The chief executive of Darwin's only Aboriginal-owned health organisation has described cashless welfare cards as "dangerous and harmful" and warned against plans to expand their use nationally at a Senate inquiry.

The federal Coalition is trying to introduce the cashless cards into the Northern Territory, which greatly restrict what a person can spend Centrelink payments on including bans on alcohol, gambling and withdrawing cash.

Danila Dilba Health Service CEO Olga Havnen said there was an "astonishing" lack of credible evidence that income management had improved the health and wellbeing of recipients including child protection or violence.

"You can see the impact this card has potentially had on kids and particularly infants, with falling birth weights and a decline in school attendance," she told the Senate community affairs committee at a hearing in Darwin.

"Here we are 12 years on and those things don't seem to have improved and I think it's highly problematic.

"This is a failed experiment and should be abandoned. These numerous so-called trials are an expensive, ineffective failure that has caused untold misery and hardship."

Menzies School of Health's Professor Sven Silburn told the inquiry he established that birth weights dropped by 100 grams and school attendance rates declined in 2007 in communities that were acquired and had welfare restrictions imposed during the controversial Howard Government intervention.
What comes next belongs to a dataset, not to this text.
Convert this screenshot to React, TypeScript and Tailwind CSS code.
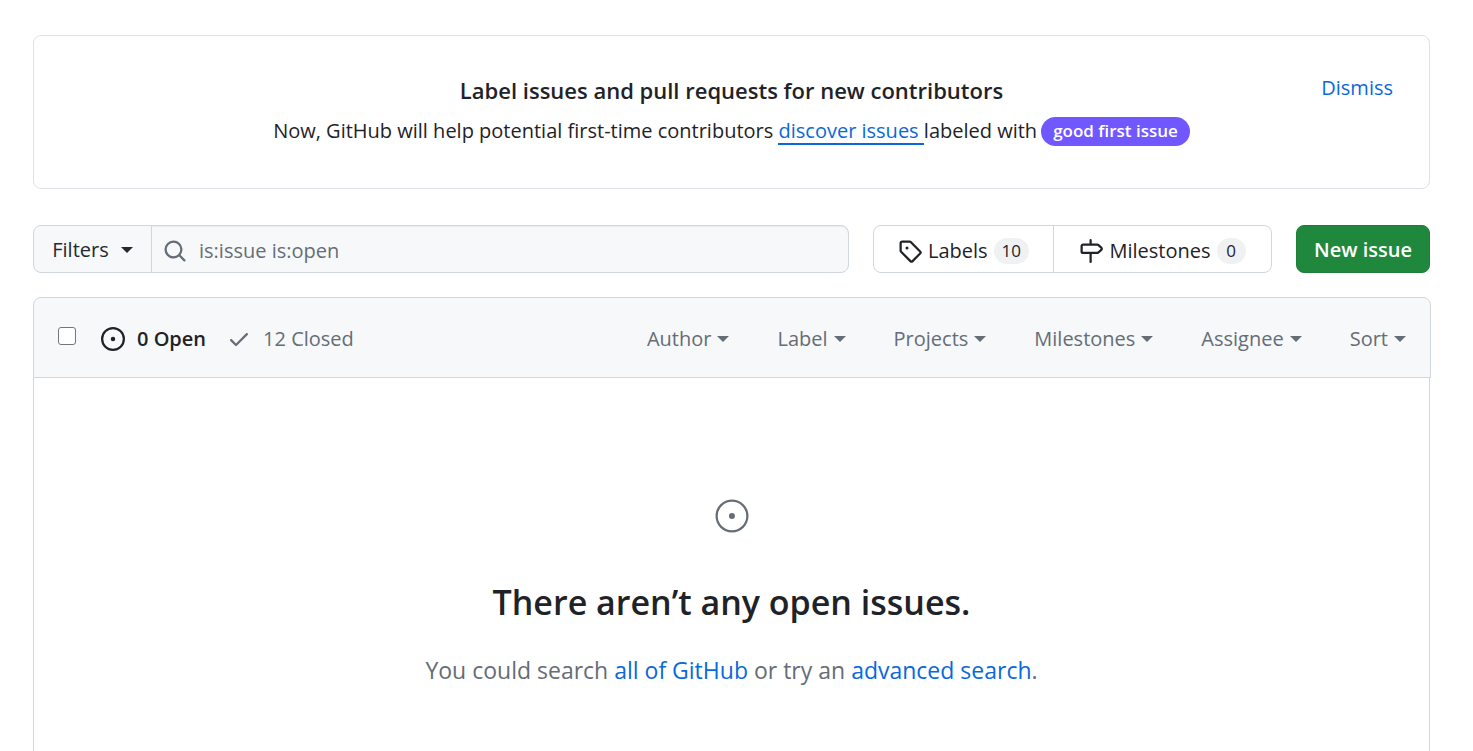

A lack of access to money through the income management Basics Cards was cited as a possible reason.

The national trial of the cashless welfare cards is in its fourth year but there are more than 23,000 Territorians currently on the still restrictive Basics Cards dating back to the intervention.

The cards are being trialled in four sites: Ceduna in South Australia, Kununurra and the Goldfields in Western Australia, and Hervey Bay in Queensland.
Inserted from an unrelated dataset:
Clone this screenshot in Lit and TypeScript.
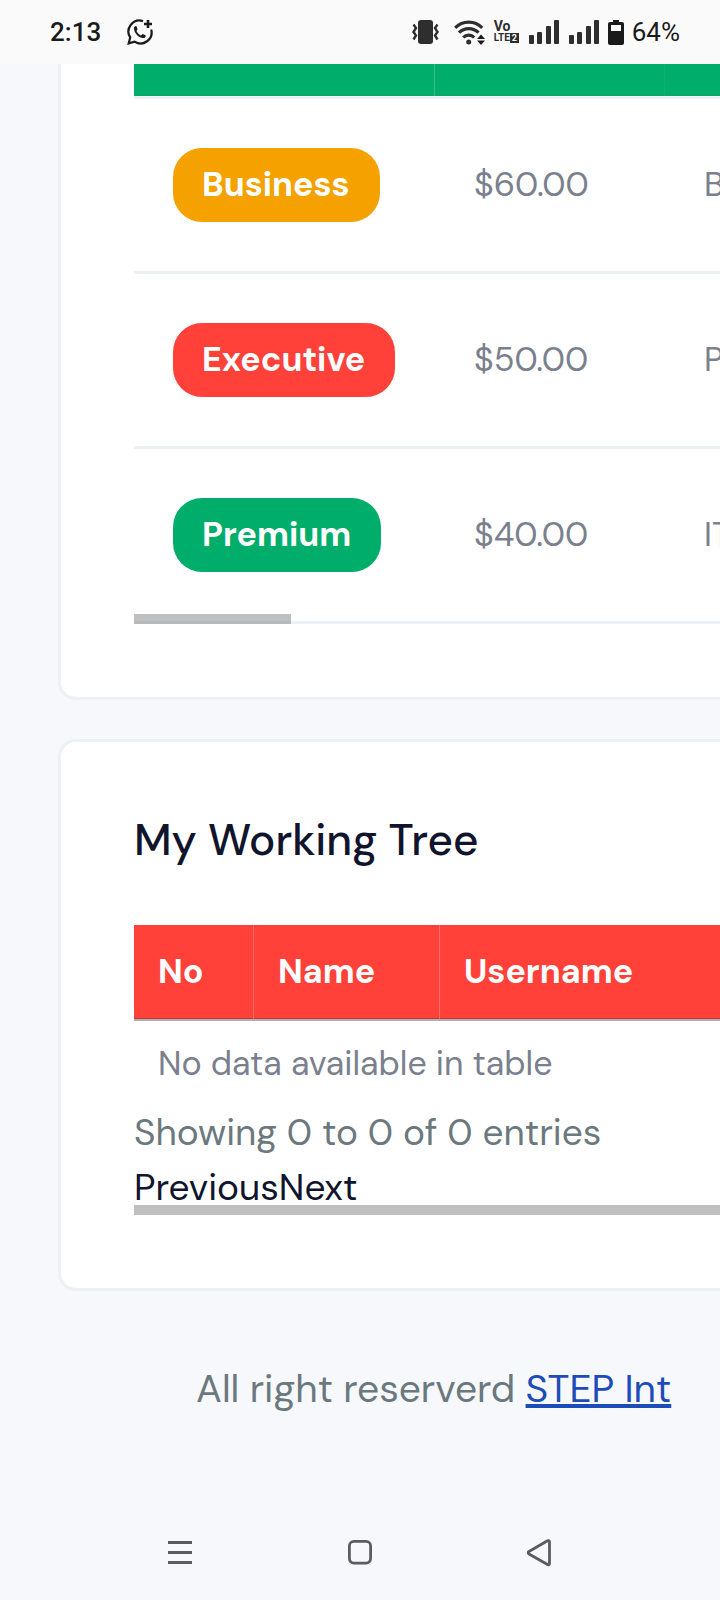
import { LitElement, html, css, svg } from "lit";
import { customElement } from "lit/decorators.js";

const plans = [
  { name: "Business", tone: "amber", price: "$60.00", field: "B" },
  { name: "Executive", tone: "red", price: "$50.00", field: "P" },
  { name: "Premium", tone: "green", price: "$40.00", field: "IT" },
];

const signal = (x: number) => svg`
  <g transform="translate(${x} 0)" fill="#2e2e2e">
    <rect x="0" y="15" width="5" height="9" rx="1"/>
    <rect x="8" y="12" width="5" height="12" rx="1"/>
    <rect x="17" y="6" width="5" height="18" rx="1"/>
    <rect x="25" y="0" width="5" height="24" rx="1"/>
  </g>`;

@customElement("status-bar")
export class StatusBar extends LitElement {
  static styles = css`
    :host {
      display: flex;
      align-items: center;
      height: 64px;
      padding: 0 40px 0 50px;
      box-sizing: border-box;
      background: #fafafa;
      color: #1a1a1a;
      font: 500 26px/32px Roboto, sans-serif;
    }
    svg { display: block; flex: none; }
    .chat { margin-left: 26px; }
    .right { display: flex; align-items: center; margin-left: auto; }
    .vibrate { margin-right: 15px; }
    .wifi { margin-right: 9px; }
    .lte {
      display: grid;
      font: 700 14px/12px Roboto, sans-serif;
      color: #2e2e2e;
      width: 26px;
      margin-right: 9px;
    }
    .lte-row { display: flex; align-items: center; font-size: 10px; }
    .sim {
      background: #2e2e2e;
      color: #fafafa;
      font-size: 9px;
      line-height: 10px;
      padding: 0 2px;
    }
    .battery { margin: 0 8px; }
    .level { font-weight: 400; }
  `;
  render() {
    return html`
      <span>2:13</span>
      <svg class="chat" width="26" height="26" viewBox="0 0 26 26" fill="none" stroke="#1a1a1a" stroke-width="2.2">
        <path d="M16 2.1A11 11 0 0 0 3.2 18.4L1.7 24.3L7.6 22.6A11 11 0 0 0 24.2 10.5"/>
        <path d="M21 1v8M17 5h8" stroke-width="2.600"/>
        <path d="M7 8.500c1-2 2.500-2 3 0l.5 1.800-1 1.700c1 2 2.500 3.500 4.500 4.500l1.700-1.500 2.800 1.200c.8 2-1 3-3 2.800C11 18.500 6.500 13 7 8.500Z" fill="#1a1a1a" stroke="none"/>
      </svg>
      <div class="right">
        <svg class="vibrate" width="27" height="24" viewBox="0 0 27 24" fill="none" stroke="#2e2e2e" stroke-width="2.400">
          <rect x="6" y="0" width="15" height="24" rx="3" fill="#2e2e2e" stroke="none"/>
          <path d="M1.500 4.500l2.500 3.500-2.500 4 2.500 3.500-2.500 4M25.500 4.500L23 8l2.500 4-2.500 3.500 2.500 4"/>
        </svg>
        <svg class="wifi" width="31" height="25" viewBox="0 0 31 25" fill="none" stroke="#2e2e2e" stroke-width="3.200">
          <path d="M1.200 7.800a19 19 0 0 1 27 0M5 12.700a13.500 13.500 0 0 1 19.500 0M9.200 17.500a7.500 7.500 0 0 1 11 0"/>
          <circle cx="14.700" cy="22" r="2.500" fill="#2e2e2e" stroke="none"/>
          <path d="M27 14.500l4 4.500h-8zM27 25l4-4.500h-8z" fill="#1a1a1a" stroke="none"/>
        </svg>
        <div class="lte">
          <span>Vo</span>
          <span class="lte-row">LTE<span class="sim">2</span></span>
        </div>
        <svg width="71" height="24" viewBox="0 0 71 24">${signal(0)}${signal(40)}</svg>
        <svg class="battery" width="16" height="25" viewBox="0 0 16 25">
          <path d="M5 0h6v2h3a2 2 0 0 1 2 2v19a2 2 0 0 1-2 2H2a2 2 0 0 1-2-2V4a2 2 0 0 1 2-2h3z" fill="#1a1a1a"/>
          <rect x="3" y="5" width="10" height="6" fill="#fafafa"/>
        </svg>
        <span class="level">64%</span>
      </div>
    `;
  }
}

@customElement("system-nav")
export class SystemNav extends LitElement {
  static styles = css`
    :host {
      display: grid;
      grid-template-columns: repeat(3, 1fr);
      height: 94px;
      padding: 0 90px;
    }
    button {
      display: grid;
      place-items: center;
      border: 0;
      padding: 0;
      background: none;
    }
  `;
  render() {
    return html`
      <button aria-label="Recent apps">
        <svg width="26" height="28" viewBox="0 0 26 28" stroke="#5c5c5c" stroke-width="3">
          <path d="M1 3.500h24M1 13.500h24M1 23.500h24"/>
        </svg>
      </button>
      <button aria-label="Home">
        <svg width="26" height="28" viewBox="0 0 26 28" fill="none" stroke="#5c5c5c" stroke-width="2.800">
          <rect x="2.400" y="2.400" width="21.200" height="21.700" rx="4.500"/>
        </svg>
      </button>
      <button aria-label="Back">
        <svg width="26" height="28" viewBox="0 0 26 28" fill="none" stroke="#5c5c5c" stroke-width="2.800" stroke-linejoin="round">
          <path d="M2 12.500L20.500 1.800Q22.500 1 22.500 3v21.500q0 2-2 1L2 15q-2-1.200 0-2.500Z"/>
        </svg>
      </button>
    `;
  }
}

@customElement("app-root")
export class AppRoot extends LitElement {
  static styles = css`
    :host {
      display: flex;
      flex-direction: column;
      min-height: 100vh;
      overflow: hidden;
      background: #f6f8fc;
      color: #6b787e;
      font-family: "DM Sans", Inter, sans-serif;
    }
    main {
      display: grid;
      grid-template-columns: minmax(0, 1fr);
      gap: 39px;
      padding-left: 58px;
    }
    .card {
      background: #fff;
      border: 3px solid #edf0f4;
      border-right: 0;
      border-radius: 18px 0 0 18px;
      padding: 71px 0 73px 73px;
    }
    .plans { border-top: 0; border-top-left-radius: 0; padding-top: 0; }
    .scroller { position: relative; overflow: hidden; }
    .thumb { position: absolute; left: 0; bottom: 0; height: 10px; background: rgba(128, 128, 128, 0.5); }
    .short { width: 157px; }
    .full { width: 100%; }
    table { border-collapse: separate; border-spacing: 0; table-layout: fixed; width: 100%; }
    th, td { text-align: left; font-size: 34px; line-height: 44px; white-space: nowrap; overflow: hidden; box-sizing: border-box; }
    th { color: #fff; font-weight: 700; border-right: 1px solid rgba(255, 255, 255, 0.2); }
    td { color: #7a808d; }
    .plans th { height: 32px; padding: 0; background: #00ad6b; box-shadow: inset 0 -1px #0aa568; }
    .plans th:nth-child(2) { border-right-color: rgba(255, 255, 255, 0.05); }
    .plans td { height: 175px; padding: 0 0 0 39px; border-bottom: 3px solid #edf0f4; }
    .plans tbody tr:first-child td { height: 178px; border-top: 3px solid #edf0f4; }
    .w-plan { width: 301px; }
    .w-price { width: 230px; }
    .w-no { width: 120px; }
    .w-name { width: 186px; }
    .badge {
      display: inline-block;
      border-radius: 29px;
      padding: 15px 30px 15px 29px;
      color: #fff;
      font-size: 34px;
      font-weight: 700;
      line-height: 44px;
    }
    .amber { background: #f5a100; }
    .red { background: #ff413a; }
    .green { background: #00ad6b; }
    h2 { margin: 0 0 58px; color: #10142d; font-size: 44px; font-weight: 500; line-height: 54px; }
    .tree th { height: 96px; padding: 0 0 0 24px; background: #ff413a; background-clip: padding-box; border-right-color: #ff6f6a; border-bottom: 2px solid #b0b0b0; box-shadow: inset 0 -1px #b93a36; }
    th:last-child, .tree th:last-child { border-right: 0; }
    .tree td { height: 84px; padding: 2px 24px 0; }
    .info { font-size: 37px; line-height: 54px; }
    .pager { display: flex; }
    .pager a { color: #10142d; text-decoration: none; font-size: 37px; line-height: 56px; }
    footer { padding: 68px 50px 0 196px; font-size: 39px; line-height: 60px; white-space: nowrap; }
    footer a { color: #1c4cb8; text-decoration-thickness: 4px; }
    system-nav { margin-top: auto; }
  `;
  render() {
    return html`
      <status-bar></status-bar>
      <main>
        <section class="card plans">
          <div class="scroller">
            <table>
              <colgroup><col class="w-plan" /><col class="w-price" /><col /></colgroup>
              <thead><tr><th></th><th></th><th></th></tr></thead>
              <tbody>
                ${plans.map((p) => html`
                  <tr>
                    <td><span class="badge ${p.tone}">${p.name}</span></td>
                    <td>${p.price}</td>
                    <td>${p.field}</td>
                  </tr>`)}
              </tbody>
            </table>
            <div class="thumb short"></div>
          </div>
        </section>
        <section class="card tree">
          <h2>My Working Tree</h2>
          <div class="scroller">
            <table>
              <colgroup><col class="w-no" /><col class="w-name" /><col /></colgroup>
              <thead><tr><th>No</th><th>Name</th><th>Username</th></tr></thead>
              <tbody><tr><td colspan="3">No data available in table</td></tr></tbody>
            </table>
            <div class="info">Showing 0 to 0 of 0 entries</div>
            <div class="pager"><a href="#">Previous</a><a href="#">Next</a></div>
            <div class="thumb full"></div>
          </div>
        </section>
      </main>
      <footer>All right reserverd <a href="#">STEP Int</a></footer>
      <system-nav></system-nav>
    `;
  }
}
If the new legislation is introduced it would mean 50 per cent of a person's welfare payments are quarantined so it can only be spent on essential items.

There is concern from opponents Families and Social Services Minister Paul Fletcher could quarantine 100 per cent.

Ms Havnen and representatives of other Aboriginal organisations said if income management was to exist it should be voluntary or target only people who clearly had problems with drugs or alcohol and their responsibilities as parents.

Shortly before the intervention, Aboriginal women living in several communities in the NT organised for part of their money to be deducted to pay for a breakfast and lunch program for their children, she said.

Ms Havenen said the program ended with the intervention with the women forced on to income management and essentially told "you're irresponsible and can't look after your kids ... it was an absolute slap in the face to those women".

NSW Liberal Senator Hollie Hughes questioned the criticism of the cashless cards, saying they were introduced to ensure money was spent on family essentials and she understood there had been "reductions of 40-41 per cent in the use of alcohol.